La majorité des agressions dans l'Église, 56%, ont eu lieu entre 1950 et 1970 ; 22% entre 1970 et 1990 ; et 22% entre 1990 et 2020. Ces données réfutent l'opinion largement répandue selon laquelle l'origine des abus proviendrait de la libération sexuelle promue en mai 68. Il apparaît également que le rapport entre les abus commis dans l'Église et les abus sexuels commis sur des enfants dans la société a considérablement diminué. Il était de 8% entre 1950 et 1970, est tombé à 2,5% entre 1970 et 1990, et est de 2% entre 1990 et 2020.

Le recoupement de différentes sources disponibles a permis au Ciase d'estimer le nombre de prêtres prédateurs d'environ 3 000.. Le chiffre se situe entre 2 900 et 3 900 prêtres et religieux, sur 70 ans d'études. C'est-à-dire un pourcentage compris entre 2,5% et 2,8% des prêtres alors en fonction, soit 115.500 clercs. Mais là encore, l'étude couvre trois quarts de siècle et ce chiffre est une moyenne pour cette période. Ces données conduiraient à une moyenne de plus de 60 victimes par prêtre abuseur, bien que la différence entre les "compulsifs" et les "occasionnels" soit reconnue. De manière significative, le rapport indique que dans l'Église, 80% des victimes sont des garçons âgés de 10 à 13 ans et 20% des filles. Alors que dans la société, 75% des victimes sont des filles et 25% des garçons. 
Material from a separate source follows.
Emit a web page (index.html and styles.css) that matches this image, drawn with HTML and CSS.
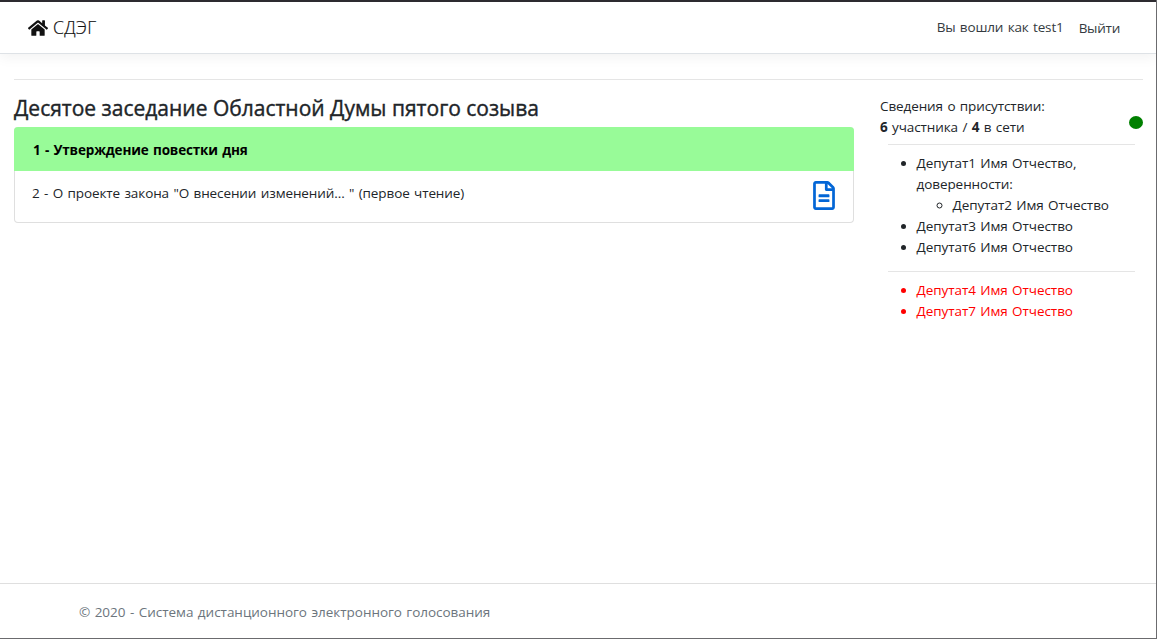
FILE: index.html
```html
<!DOCTYPE html>
<html lang="ru">
<head>
<meta charset="utf-8">
<title>СДЭГ</title>
<link rel="stylesheet" href="styles.css">
</head>
<body>
<div class="page">
  <header class="navbar">
    <a class="brand">
      <svg class="home" viewBox="0 0 576 512" fill="currentColor"><path d="M280.4 148.3L96 300.1V464a16 16 0 0 0 16 16l112-.3a16 16 0 0 0 16-16V368a16 16 0 0 1 16-16h64a16 16 0 0 1 16 16v95.600a16 16 0 0 0 16 16.100L464 480a16 16 0 0 0 16-16V300L295.700 148.300a12.200 12.200 0 0 0-15.300 0zM571.600 251.500L488 182.600V44.100a12 12 0 0 0-12-12h-56a12 12 0 0 0-12 12v72.600L318.500 43a48 48 0 0 0-61 0L4.300 251.500a12 12 0 0 0-1.600 16.900l25.500 31a12 12 0 0 0 16.900 1.600L280.400 107.200a12.200 12.200 0 0 1 15.300 0L531 301a12 12 0 0 0 16.900-1.600l25.500-31a12 12 0 0 0-1.700-16.900z"/></svg>
      <span class="brand-name">СДЭГ</span>
    </a>
    <nav class="account">
      <span class="user">Вы вошли как test1</span>
      <a class="logout">Выйти</a>
    </nav>
  </header>
  <main class="content">
    <section class="meeting">
      <h1 class="title"><span>Десятое заседание Областной Думы пятого созыва</span></h1>
      <div class="agenda">
        <div class="item current"><span>1 - Утверждение повестки дня</span></div>
        <div class="item">
          <span class="item-text">2 - О проекте закона "О внесении изменений... " (первое чтение)</span>
          <svg class="doc" viewBox="0 0 384 512" fill="currentColor"><path d="M288 248v28c0 6.600-5.400 12-12 12H108c-6.600 0-12-5.400-12-12v-28c0-6.600 5.400-12 12-12h168c6.600 0 12 5.400 12 12zm-12 72H108c-6.600 0-12 5.400-12 12v28c0 6.600 5.400 12 12 12h168c6.600 0 12-5.400 12-12v-28c0-6.600-5.400-12-12-12zm108-188.100V464c0 26.500-21.500 48-48 48H48c-26.500 0-48-21.500-48-48V48C0 21.500 21.500 0 48 0h204.100C264.800 0 277 5.100 286 14.100L369.900 98c9 8.900 14.100 21.200 14.100 33.900zm-128-80V128h76.100L256 51.900zM336 464V176H232c-13.300 0-24-10.700-24-24V48H48v416h288z"/></svg>
        </div>
      </div>
    </section>
    <aside class="presence">
      <div class="summary">
        <div>
          <div><span class="caption">Сведения о присутствии:</span></div>
          <div><span class="counts"><b>6</b> участника / <b>4</b> в сети</span></div>
        </div>
        <span class="status"></span>
      </div>
      <ul class="members">
        <li><span>Депутат1 Имя Отчество,</span><br><span class="proxy">доверенности:</span>
          <ul class="proxies"><li><span>Депутат2 Имя Отчество</span></li></ul>
        </li>
        <li><span>Депутат3 Имя Отчество</span></li>
        <li><span>Депутат6 Имя Отчество</span></li>
      </ul>
      <ul class="members absent">
        <li><span>Депутат4 Имя Отчество</span></li>
        <li><span>Депутат7 Имя Отчество</span></li>
      </ul>
    </aside>
  </main>
  <footer class="footer"><span>© 2020 - Система дистанционного электронного голосования</span></footer>
</div>
</body>
</html>
```
FILE: styles.css
```css
* { box-sizing: border-box; }
body {
  margin: 0;
  background: #fff;
  color: #212529;
  font: 13.5px/21px "Open Sans", "Noto Sans", sans-serif;
  letter-spacing: -.1px;
  word-spacing: 1px;
}
ul { margin: 0; padding: 0; }
.page {
  height: 639px;
  display: flex;
  flex-direction: column;
  border: solid #6b6b6e;
  border-width: 0 1px 1px 0;
  overflow: hidden;
}
.navbar {
  height: 54px;
  flex: none;
  display: flex;
  justify-content: space-between;
  align-items: center;
  padding: 0 36px 0 28px;
  border-top: 2px solid #2d2b30;
  border-bottom: 1px solid #dee2e6;
  box-shadow: 0 4px 12px rgba(0, 0, 0, .05);
}
.brand { display: flex; align-items: center; gap: 5px; color: #111; }
.home { width: 20px; height: 18px; }
.brand-name {
  padding-bottom: 2px;
  font-size: 17.5px;
  font-weight: 300;
  line-height: 26px;
  letter-spacing: .4px;
  -webkit-text-stroke: .2px;
}
.account { display: flex; gap: 15px; color: #343a40; }
.user { letter-spacing: -.15px; }
.logout { padding-top: 1px; letter-spacing: -.25px; }
.content {
  flex: 1;
  display: flex;
  justify-content: space-between;
  margin: 25px 13px 0 14px;
  border-top: 1px solid #e5e5e5;
}
.meeting { width: 840px; padding-top: 16px; }
.title {
  margin: 0 0 6px;
  font-size: 21px;
  line-height: 25px;
  font-weight: 400;
  letter-spacing: 0;
  word-spacing: 0;
  -webkit-text-stroke: .4px;
  white-space: nowrap;
}
.agenda { border: 1px solid #dfdfdf; border-top: 0; border-radius: 4px; height: 96px; }
.item { display: flex; justify-content: space-between; padding: 12px 18px 12px 17px; }
.current {
  height: 44px;
  margin: 0 -1px;
  padding: 13px 19px 10px;
  background: #98fb98;
  color: #000;
  font-weight: 700;
  letter-spacing: -.15px;
  border-radius: 4px 4px 0 0;
}
.doc { width: 22px; height: 29px; margin-top: -2px; color: #0366d6; }
.presence { width: 262px; padding-top: 16px; }
.summary { display: flex; justify-content: space-between; align-items: center; height: 42px; margin-left: -1px; }
.status { width: 14px; height: 13px; margin: 10px 0 0; border-radius: 50%; background: #008000; }
.members {
  margin: 6px 8px 0 7px;
  padding: 8px 0 0 28.5px;
  border-top: 1px solid #e5e5e5;
  white-space: nowrap;
  letter-spacing: -.07px;
}
.proxies { padding-left: 36px; }
.absent { margin-top: 13px; color: #f00; }
.footer {
  height: 55px;
  flex: none;
  border-top: 1px solid #dfdfdf;
  padding: 18px 79px;
  color: #6c757d;
  letter-spacing: -.03px;
}
```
Une autre caractéristique est que la durée moyenne des abus était plus longue dans les milieux ecclésiastiques que dans d'autres contextes sociaux (plusieurs mois, voire plusieurs années). 
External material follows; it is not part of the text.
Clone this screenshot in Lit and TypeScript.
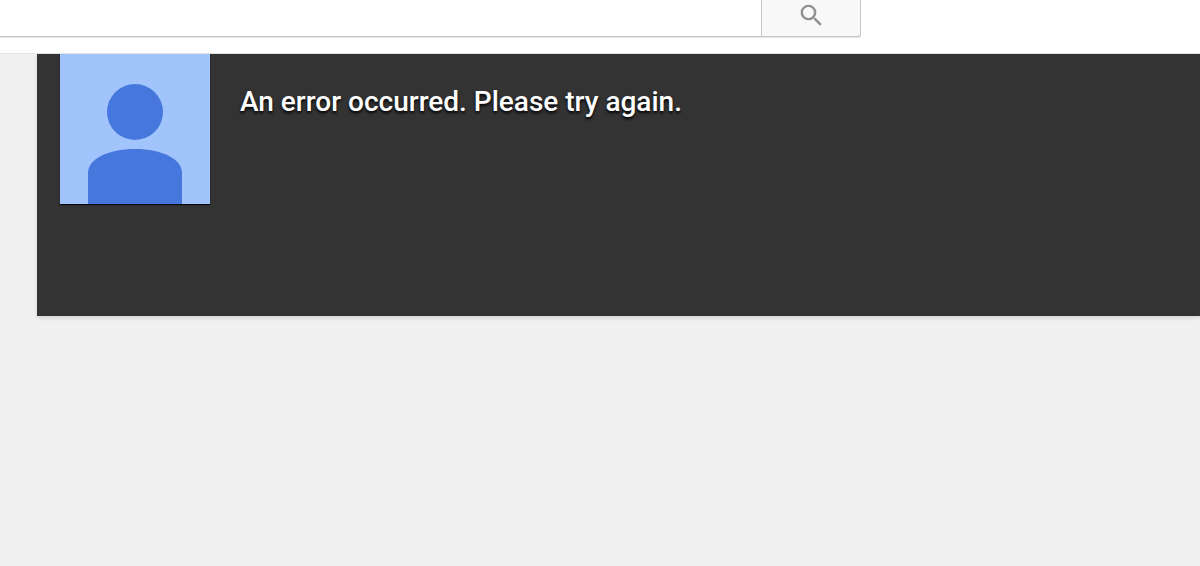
import { LitElement, html, css } from "lit";
import { customElement } from "lit/decorators.js";

@customElement("app-root")
export class AppRoot extends LitElement {
  static styles = css`
    :host {
      display: block;
      min-height: 100vh;
      background: #f0f0f0;
      font-family: Roboto, "Liberation Sans", sans-serif;
    }
    .masthead {
      background: #fff;
      border-bottom: 1px solid #e6e6e6;
      padding-bottom: 16px;
    }
    .search {
      display: flex;
      height: 37px;
      margin-right: 339px;
    }
    .field {
      flex: 1;
      min-width: 0;
      box-sizing: border-box;
      border: 0;
      border-bottom: 1px solid #c8c8c8;
      background: #fff;
      padding: 0 12px;
      margin: 0;
      font: 24px Roboto, sans-serif;
      outline: none;
      box-shadow: 0 1px 0 #e4e4e4;
    }
    .submit {
      box-sizing: border-box;
      width: 100px;
      margin: 0;
      padding: 0 0 5px;
      display: flex;
      align-items: center;
      justify-content: center;
      background: #f8f8f8;
      border: 1px solid #c8c8c8;
      border-top: 0;
      border-radius: 0 0 3px 0;
      box-shadow: 0 1px 0 #e4e4e4;
    }
    .submit svg {
      display: block;
      width: 29px;
      height: 29px;
      fill: #919191;
    }
    .banner {
      display: flex;
      align-items: flex-start;
      gap: 30px;
      min-height: 262px;
      box-sizing: border-box;
      margin-left: 37px;
      padding-left: 23px;
      background: #333;
      box-shadow: 0 2px 4px rgba(0, 0, 0, 0.12);
    }
    .avatar {
      display: block;
      flex: none;
      width: 150px;
      height: 150px;
      box-shadow: 0 1px 1px rgba(0, 0, 0, 0.8);
    }
    .message {
      margin: 0;
      padding-top: 30px;
      color: #fff;
      font-size: 28px;
      line-height: 36px;
      font-weight: 500;
      text-shadow: 0 2px 3px #000;
    }
  `;

  render() {
    return html`
      <header class="masthead">
        <form class="search" role="search" @submit=${(e: Event) => e.preventDefault()}>
          <input class="field" type="text" aria-label="Search" />
          <button class="submit" type="submit" aria-label="Search">
            <svg viewBox="0 0 24 24" aria-hidden="true">
              <path
                d="M15.5 14h-.79l-.28-.27A6.47 6.47 0 0 0 16 9.5 6.5 6.5 0 1 0 9.5 16c1.61 0 3.09-.59 4.23-1.57l.27.28v.79l5 4.99L20.49 19l-4.99-5zm-6 0C7.01 14 5 11.99 5 9.5S7.01 5 9.5 5 14 7.01 14 9.5 11.99 14 9.5 14z"
              />
            </svg>
          </button>
        </form>
      </header>
      <main class="banner">
        <svg class="avatar" viewBox="0 0 150 150" aria-hidden="true">
          <rect width="150" height="150" fill="#a1c4fd" />
          <circle cx="75" cy="58" r="28" fill="#4577dc" />
          <path d="M28 150V119C28 105 48 95 75 95S122 105 122 119V150Z" fill="#4577dc" />
        </svg>
        <h1 class="message">An error occurred. Please try again.</h1>
      </main>
    `;
  }
}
La Commission retrace la séquence historique de l'évolution de l'Église catholique face aux agressions commises en son sein. De 1950 à 1970, l'Église a été dominée par le désir de se protéger du scandale tout en essayant de "sauver" les agresseurs, et de dissimuler le sort des victimes qui ont été invitées à se taire. Entre 1970 et 1990, la question des violences sexuelles a été reléguée au second plan par la crise des prêtres, qui a pris le dessus sur les structures internes de prise en charge des prêtres "en difficulté". À partir des années 1990, l'attitude de l'Église catholique a progressivement changé, prenant en compte l'existence des victimes, même si elles n'étaient pas pleinement reconnues. Cette reconnaissance est intervenue dans les années 2010, avec une augmentation du nombre de plaintes judiciaires, de sanctions canoniques et le renoncement à un traitement purement interne des délinquants.

La Commission dénonce la dissimulation, la relativisation ou la négation des abus par l'autorité ecclésiastique et une grave carence dans la prévention et le traitement juridique des crimes.

L'étude réalisée par l'Inserm identifie la réalité des abus sexuels dans la société française comme un phénomène massif, comme dans de nombreux autres pays, et regrette l'occultation sociale et politique de cette réalité. Un Français sur dix est victime de violences sexuelles dans son enfance. Une nouvelle commission indépendante sur l'inceste et les violences sexuelles contre les enfants (Ciivise) a pris le relais de la Ciase pour étendre l'étude à tous les domaines de la société française. " La violence sexuelle, dit M. Sauvé, est une bombe de fragmentation de notre société : si l'Église catholique est aujourd'hui en première ligne, les institutions publiques et privées ne pourront se soustraire à l'examen de conscience nécessaire pour répondre de leurs actes ou de leur abstention ". La transparence de l'Église pourra montrer le chemin de la vérité et de la purification à toutes les autres institutions.